Ms. Harris called the report “a lie” as she carried a box of personal belongings to her car. She told reporters that the expulsion vote was “an example of how … if you don’t toe the line, this is what happens.”

Whether the high-profile disciplinary votes help or hurt is another question.

After the Tennessee expulsions, the three lawmakers known as the Tennessee Three became celebrities as Democrats and gun control groups hailed them.

The legislators were invited to the White House to meet with President Biden. Sen. Raphael G. Warnock, Georgia Democrat, compared them to civil rights icon Martin Luther King Jr.

The two expelled lawmakers are expected to win back their seats in the special election, and the Tennessee Constitution forbids expelling a lawmaker twice for the same offense.

MSNBC host Lawrence O’Donnell asked Mr. Jones in an April 12 interview: “Do the Republicans understand what a huge mistake it was to follow the speaker of that House down this road?”

Mr. Jones, who has called for House Speaker Cameron Sexton to resign, replied, “Speaker Cameron Sexton tried to flex this extremist authoritarian abuse of power, and it’s backfired.”

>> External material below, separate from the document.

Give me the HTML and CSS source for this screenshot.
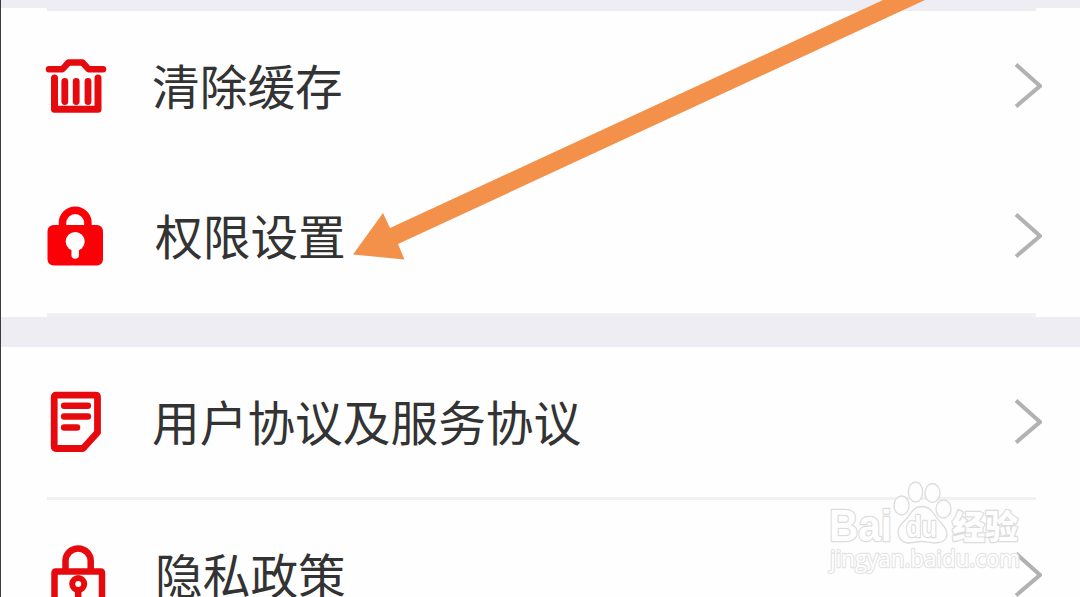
FILE: index.html
```
<!DOCTYPE html>
<html lang="zh-CN">
<head>
  <meta charset="UTF-8" />
  <meta name="viewport" content="width=device-width, initial-scale=1.0"/>
  <title>设置</title>
  <link rel="stylesheet" href="styles.css">
</head>
<body>
  <div class="page">
    <div class="band band-top"></div>
    <div class="section">
      <div class="divider divider-first"></div>
      <div class="row">
        <svg class="icon" viewBox="0 0 64 64">
          <path d="M5 15.200H18.500L24.500 8.500H38.500L44.500 15.200H59" stroke-width="6.500"/>
          <path d="M10.500 24V55.300H54V24" stroke-width="7"/>
          <path d="M20.800 27.500V47.500M32.200 27.500V47.500M44 27.500V47.500" stroke-width="6.800"/>
        </svg>
        <span class="label">清除缓存</span>
        <svg class="chevron" viewBox="0 0 30 48"><path d="M4 2.500L28 24L4 44.500"/></svg>
      </div>
      <div class="row row-permission">
        <svg class="icon icon-lock" viewBox="0 0 64 64">
          <path d="M18.500 24V19A12.700 12.700 0 0 1 43.900 19V24" stroke-width="7.500"/>
          <rect class="lock-body" x="3.500" y="21" width="55.500" height="40.500" rx="6"/>
          <circle class="hole" cx="31.200" cy="37.500" r="9.500"/>
          <path class="hole-stem" d="M31.200 40V51" stroke-width="7.500"/>
        </svg>
        <span class="label">权限设置</span>
        <svg class="chevron" viewBox="0 0 30 48"><path d="M4 2.500L28 24L4 44.500"/></svg>
      </div>
      <div class="divider divider-last"></div>
    </div>
    <div class="band"></div>
    <div class="section">
      <div class="row">
        <svg class="icon" viewBox="0 0 64 64">
          <path d="M12 5.200H51.500Q53.500 5.200 53.500 7V42.500L39 58.500H12Q10.200 58.500 10.200 56.500V7Q10.200 5.200 12 5.200Z" stroke-width="6.800"/>
          <path d="M20.200 15.700H43.800M20.200 26.500H43.800M20.200 37.500H33" stroke-width="6.600"/>
        </svg>
        <span class="label">用户协议及服务协议</span>
        <svg class="chevron" viewBox="0 0 30 48"><path d="M4 2.500L28 24L4 44.500"/></svg>
      </div>
      <div class="divider"></div>
      <div class="row row-privacy">
        <svg class="icon" viewBox="0 0 64 64">
          <path d="M21.500 27V18A12.600 12.600 0 0 1 46.700 18V27" stroke-width="6.500"/>
          <rect x="10.500" y="28.500" width="47.500" height="40" rx="1" stroke-width="6.500"/>
          <circle cx="34.200" cy="41" r="6" stroke-width="6"/>
          <path d="M34.200 48V62" stroke-width="6.500"/>
        </svg>
        <span class="label">隐私政策</span>
        <svg class="chevron" viewBox="0 0 30 48"><path d="M4 2.500L28 24L4 44.500"/></svg>
      </div>
    </div>

    <!-- pointer to the permission row -->
    <svg class="arrow" viewBox="0 0 1080 300">
      <path d="M353 254.500L383 213L390 228L883 0H925L398 244L404.500 259.500Z"/>
    </svg>

    <svg class="watermark" viewBox="0 0 200 100">
      <g class="mark">
        <text class="mark-bai" x="9" y="61" textLength="63" lengthAdjust="spacingAndGlyphs">Bai</text>
        <ellipse cx="81.500" cy="25.500" rx="7.500" ry="9.500"/>
        <ellipse cx="95.500" cy="12" rx="7.200" ry="10"/>
        <ellipse cx="112.500" cy="13" rx="7.500" ry="9.500"/>
        <ellipse cx="123.500" cy="29" rx="7.500" ry="9"/>
        <path d="M102 26.500C109 26.500 113 32 117 38C121 44 127 47 127 54C127 60 122 63 115 63C109 63 107 61.500 102 61.500C96 61.500 93 63 87 63C81 62 78 57 78 52C78 45 84 42 88 37C92 31 95 26.500 102 26.500Z"/>
        <text class="mark-du" x="86" y="57" textLength="31" lengthAdjust="spacingAndGlyphs">du</text>
        <text class="mark-cn" x="132" y="59" textLength="66">经验</text>
        <text class="mark-url" x="10" y="87" textLength="190" lengthAdjust="spacingAndGlyphs">jingyan.baidu.com</text>
      </g>
    </svg>
  </div>
</body>
</html>
```
FILE: styles.css
```
* {
  box-sizing: border-box;
}

body {
  margin: 0;
  background: #fefefe;
  font-family: "Noto Sans CJK SC", sans-serif;
  overflow: hidden;
}

.page {
  position: relative;
  width: 1080px;
  height: 597px;
  border-left: 1px solid #3c3c3c;
  overflow: hidden;
}

.band {
  height: 30px;
  background: #eeedf3;
}

.band-top {
  height: 8px;
}

.section {
  background: #fefefe;
}

.row {
  display: flex;
  align-items: center;
  height: 150px;
  padding: 0 38px 0 43px;
}

.icon {
  flex: none;
  width: 64px;
  height: 64px;
  fill: none;
  stroke: #e60a0e;
  stroke-linecap: round;
  stroke-linejoin: round;
}

.icon-lock {
  stroke: #fb0006;
}

.lock-body {
  fill: #fb0006;
  stroke: none;
}

.hole {
  fill: #fefefe;
  stroke: none;
}

.hole-stem {
  stroke: #fefefe;
}

.label {
  flex: 1;
  padding: 0 0 2px 44px;
  font-size: 47.7px;
  line-height: 70px;
  color: #333;
  white-space: nowrap;
}

.row-permission .label,
.row-privacy .label {
  padding-left: 47px;
}

.chevron {
  width: 30px;
  height: 48px;
  fill: none;
  stroke: #b2b2b2;
  stroke-width: 4;
}

.divider {
  height: 3px;
  margin: 0 44px 0 46px;
  background: #f1f1f1;
}

.divider-first {
  background: #eeedf1;
}

.divider-last {
  height: 4px;
  margin-top: 2px;
}

.arrow {
  position: absolute;
  top: 0;
  left: -1px;
  width: 1080px;
  height: 300px;
  fill: #f3914b;
}

/* outlined logo in the lower right corner */
.watermark {
  position: absolute;
  top: 480px;
  left: 819px;
  width: 200px;
  height: 100px;
  overflow: visible;
}

.mark {
  fill: #fefefe;
  stroke: #dcdcdc;
  stroke-width: 1.3;
}

.mark text {
  stroke-width: 2.4;
  stroke-linejoin: round;
  paint-order: stroke;
}

.mark-bai {
  font: bold 44px "Liberation Sans", sans-serif;
}

.mark-du {
  font: bold 29px "Liberation Sans", sans-serif;
}

.mark-cn {
  font: 900 33px "Noto Sans CJK SC", sans-serif;
}

.mark .mark-url {
  font: 400 24px "Open Sans", sans-serif;
  stroke: #e4e4e4;
}
```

Ms. Zephyr may be on the cusp of the same treatment.

USA Today columnist Rex Huppke declared in a Thursday op-ed that: “Montana Republicans tried to erase a transgender lawmaker. Instead, they created a hero.”

On the other side was Montana Republican Party Chairman Don Kaltschmidt, who said that “this radical legislator instigated a riot that ended in multiple arrests and endangered legislators and staff.”

“Revoking House floor privileges from Rep. Zephyr shows that representative’s behavior is unacceptable and not tolerated in the Montana State Capitol,” he said.

Seven people were arrested in the Monday protest. About 100 noisy activists spilled into the House gallery as Ms. Zephyr held up a microphone on the chamber floor in solidarity with the protesters.

Republican state Rep. David Bedey called the protest an “assault on our representative democracy.”

“The free expression of ideas cannot flourish in an atmosphere of turmoil and incivility,” he said.

• This article is based in part on wire service reports.